At the turn of the 19th century a number of Italians moved to Soho to profit from the growing catering industry. There they established numerous cafes, restaurants and delicatessens.
By the 1920s St. Patrick’s Church in Soho Square served the growing Italian community in the area and St. George’s Cathedral in Southwark was attended by Italians who were beginning to move southwards.
During the 1930s there were eleven schools in London providing Italian language lessons for the children of migrants. However, this period of community growth ended with World War II.
From June 1940 nearly all Italian men, suspected of being fascists, were interned or deported. Tragically, the ‘Arandora Star’, a ship deporting Italian and German internees from Britain, was torpedoed by a U-boat and sank.

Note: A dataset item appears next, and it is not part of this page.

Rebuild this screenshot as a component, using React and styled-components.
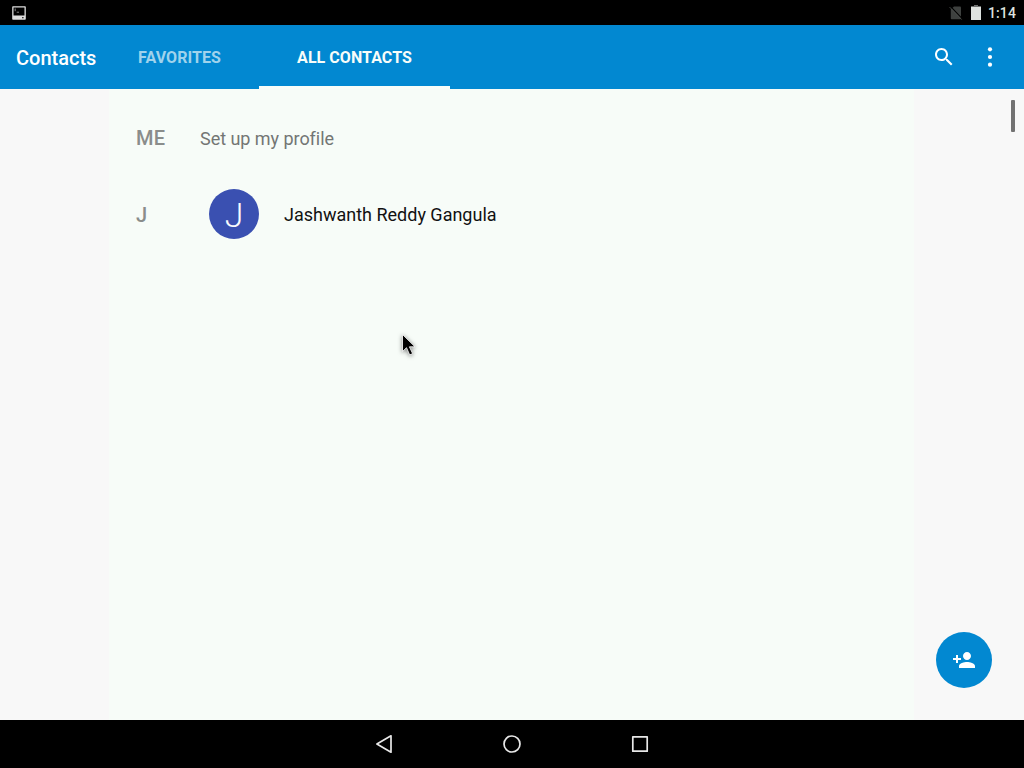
import React from 'react';
import styled, { createGlobalStyle } from 'styled-components';

const GlobalStyle = createGlobalStyle`
  * { box-sizing: border-box; }
  body { margin: 0; background: #000; font-family: Roboto, "Liberation Sans", sans-serif; }
`;

const Screen = styled.div`
  position: relative;
  width: 1024px;
  height: 768px;
  display: flex;
  flex-direction: column;
  overflow: hidden;
  background: #f8f8f8;
  svg { display: block; flex: none; }
`;

const StatusBar = styled.header`
  flex: none;
  height: 25px;
  padding: 0 8px 0 12px;
  display: flex;
  align-items: center;
  justify-content: space-between;
  background: #000;
`;

const StatusGroup = styled.div`
  display: flex;
  align-items: center;
`;

const Clock = styled.span`
  width: 28px;
  margin-left: 7px;
  font-size: 14px;
  font-weight: 500;
  line-height: 16px;
  padding-top: 1px;
  letter-spacing: 0.1px;
  white-space: nowrap;
  color: #dee2df;
`;

const AppBar = styled.nav`
  flex: none;
  height: 64px;
  display: flex;
  background: #0288d1;
`;

const Title = styled.h1`
  width: 100px;
  margin: 0;
  padding: 1px 0 0 16px;
  font-size: 20px;
  font-weight: 500;
  line-height: 64px;
  color: #fff;
`;

const Tab = styled.button`
  width: ${(p) => p.$width}px;
  padding: 4px 0 0;
  border: 0;
  border-bottom: 3px solid ${(p) => (p.$active ? '#f8fdf9' : 'transparent')};
  background: none;
  font: 700 16px/24px Roboto, "Liberation Sans", sans-serif;
  letter-spacing: 0.05px;
  text-align: center;
  white-space: nowrap;
  color: ${(p) => (p.$active ? '#f8fdf9' : '#a0d3ec')};
`;

const Actions = styled.div`
  margin-left: auto;
  padding-right: 22px;
  display: flex;
  align-items: center;
  gap: 22px;
`;

const Content = styled.main`
  flex: 1;
  padding: 0 110px 0 109px;
  display: flex;
`;

const Panel = styled.section`
  flex: 1;
  padding: 11px 0 0 27px;
  background: #f7fcf8;
`;

const Row = styled.div`
  height: 76px;
  display: flex;
  align-items: center;
`;

const SectionLabel = styled.span`
  width: ${(p) => p.$width}px;
  padding-top: ${(p) => p.$drop || 0}px;
  font-size: 20px;
  font-weight: 500;
  letter-spacing: 0.3px;
  color: #8a8d8b;
`;

const RowText = styled.span`
  padding-top: 2px;
  font-size: 18px;
  line-height: 24px;
  letter-spacing: ${(p) => (p.$muted ? '-0.04px' : 'normal')};
  color: ${(p) => (p.$muted ? '#737674' : '#111')};
`;

const Avatar = styled.span`
  width: 50px;
  height: 50px;
  margin-right: 25px;
  border-radius: 50%;
  display: flex;
  align-items: center;
  justify-content: center;
  background: #3a50b1;
  color: #f8fafd;
  font-size: 34px;
  font-weight: 300;
  line-height: 50px;
  padding-top: 2px;
`;

const Scrollbar = styled.div`
  position: absolute;
  top: 100px;
  right: 9px;
  width: 4px;
  height: 32px;
  border-radius: 1px;
  background: #727272;
`;

const AddButton = styled.button`
  position: absolute;
  right: 32px;
  bottom: 80px;
  width: 56px;
  height: 56px;
  padding: 0;
  border: 0;
  border-radius: 50%;
  display: flex;
  align-items: center;
  justify-content: center;
  background: #0288d1;
`;

const Pointer = styled.svg`
  position: absolute;
  left: 396px;
  top: 327px;
  filter: drop-shadow(0 1px 2px rgba(0, 0, 0, 0.5));
`;

const NavBar = styled.footer`
  flex: none;
  height: 48px;
  display: flex;
  align-items: center;
  justify-content: center;
  gap: 104px;
  background: #000;
`;

const ScreenshotIcon = () => (
  <svg width="14" height="14" viewBox="0 0 14 14">
    <path d="M1 .2h12a.8.8 0 0 1 .8.8v12a.8.8 0 0 1-.8.8H1a.8.8 0 0 1-.8-.8V1A.8.8 0 0 1 1 .2zM1.5 1.4v8.2h11V1.4z" fill="#dedede" fillRule="evenodd" />
    <path d="M3.2 2.5v2.7M4.7 6.2h2.3" stroke="#999" strokeWidth=".9" fill="none" />
    <rect x="10.2" y="11" width="1.3" height="1.3" fill="#111" />
  </svg>
);

const NoSimIcon = () => (
  <svg width="14" height="14" viewBox="0 0 14 14">
    <path d="M5 .4h6q1 0 1 1v11.2q0 .7-.8.7H2.6q-.8 0-.8-.8V3.2z" fill="#3e413f" />
    <path d="M1.4.3l12 12.6" stroke="#000" strokeWidth="1.1" />
    <path d="M.5 1l12.2 12.6" stroke="#4a4d4b" strokeWidth=".9" />
  </svg>
);

const BatteryIcon = () => (
  <svg width="18" height="15" viewBox="-8 0 18 15">
    <path d="M3 0h4v1h3v1H0V1h3z" fill="#6e706f" />
    <path d="M0 2h10v13H0z" fill="#dee2df" />
  </svg>
);

const SearchIcon = () => (
  <svg width="24" height="24" viewBox="0 0 24 24" fill="#fff">
    <path d="M15.5 14h-.79l-.28-.27C15.41 12.59 16 11.11 16 9.5 16 5.91 13.09 3 9.5 3S3 5.91 3 9.5 5.91 16 9.5 16c1.61 0 3.09-.59 4.23-1.57l.27.28v.79l5 4.99L20.49 19l-4.99-5zm-6 0C7.01 14 5 11.99 5 9.5S7.01 5 9.5 5 14 7.01 14 9.5 11.99 14 9.5 14z" />
  </svg>
);

const MoreIcon = () => (
  <svg width="24" height="24" viewBox="0 0 24 24" fill="#fff">
    <circle cx="12" cy="4.3" r="2.1" />
    <circle cx="12" cy="12" r="2.1" />
    <circle cx="12" cy="19.7" r="2.1" />
  </svg>
);

const AddPersonIcon = () => (
  <svg width="24" height="24" viewBox="0 0 24 24" fill="#fff">
    <path d="M15 12c2.21 0 4-1.79 4-4s-1.79-4-4-4-4 1.79-4 4 1.79 4 4 4zm-9-2V7H4v3H1v2h3v3h2v-3h3v-2H6zm9 4c-2.67 0-8 1.34-8 4v2h16v-2c0-2.66-5.33-4-8-4z" />
  </svg>
);

const NavIcon = ({ children }) => (
  <svg width="24" height="24" viewBox="0 0 24 24" fill="none" stroke="#e8e8e8" strokeWidth="1.7" strokeLinejoin="round">
    {children}
  </svg>
);

export default function App() {
  return (
    <Screen>
      <GlobalStyle />
      <StatusBar>
        <ScreenshotIcon />
        <StatusGroup>
          <NoSimIcon />
          <BatteryIcon />
          <Clock>1:14</Clock>
        </StatusGroup>
      </StatusBar>
      <AppBar>
        <Title>Contacts</Title>
        <Tab $width={159}>FAVORITES</Tab>
        <Tab $width={191} $active>ALL CONTACTS</Tab>
        <Actions>
          <SearchIcon />
          <MoreIcon />
        </Actions>
      </AppBar>
      <Content>
        <Panel>
          <Row>
            <SectionLabel $width={64}>ME</SectionLabel>
            <RowText $muted>Set up my profile</RowText>
          </Row>
          <Row>
            <SectionLabel $width={73} $drop={2}>J</SectionLabel>
            <Avatar>J</Avatar>
            <RowText>Jashwanth Reddy Gangula</RowText>
          </Row>
        </Panel>
      </Content>
      <NavBar>
        <NavIcon><path d="M4.9 12 19 3.8v16.4z" /></NavIcon>
        <NavIcon><circle cx="12" cy="12" r="8" /></NavIcon>
        <NavIcon><rect x="4.8" y="4.8" width="14.4" height="14.4" /></NavIcon>
      </NavBar>
      <Scrollbar />
      <AddButton aria-label="Add contact"><AddPersonIcon /></AddButton>
      <Pointer width="26" height="34" viewBox="0 0 26 34">
        <path d="M6.5 7.5v17l4-3.8 3.2 7.2 2.9-1.3-3.2-6.8h5.6z" fill="#000" stroke="#fff" strokeWidth=".8" />
      </Pointer>
    </Screen>
  );
}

After the war, some Italian former prisoners of war remained and were employed in reconstruction work.
There was a mass exodus from poverty-stricken southern Italy at this time and Italian migration to Britain rose throughout the 1950s and 1960s. Many of the migrants went to Bedford and Peterborough as industrial workers.
The catering sector expanded rapidly in London in the 1950s and 1960s. The Italian proprietors of cafes, coffee bars and trattorias sent to Italy for relatives to come and work in these popular establishments. Southern Italians found jobs in horticulture and market gardening in the Lee Valley.
The 1970s saw a large number of homesick Italian expatriates make the return journey from Britain to Italy. From the 1980s, flourishing Italian businesses and banks brought an influx of Italian professionals to the capital.
The 2001 census gave a figure of 34,257 Italians resident in London. However, this does not include the descendants of Italian-born people living there, who are counted as British. Enfield, Haringey and Barnet in North London are where the majority dwells, while Islington and Camden are home to those who moved northwards from Clerkenwell during the interwar period.
The Italian Embassy is in Grosvenor Square. The Cultural Institute in Belgrave Square hosts events and provides a library and Italian language classes.
The growing numbers of Italians in London led to the establishment of the Chiesa del Redentore in Brixton in 1969. Also based here is the Italian fortnightly newspaper ‘La Voce degli Italiani’.
Amongst the best known members of the Italian community were businessman Lord Forte, founder of the hotel and restaurant empire, and artist and sculptor Eduardo Paolozzi, whose work decorates Tottenham Court Road tube station.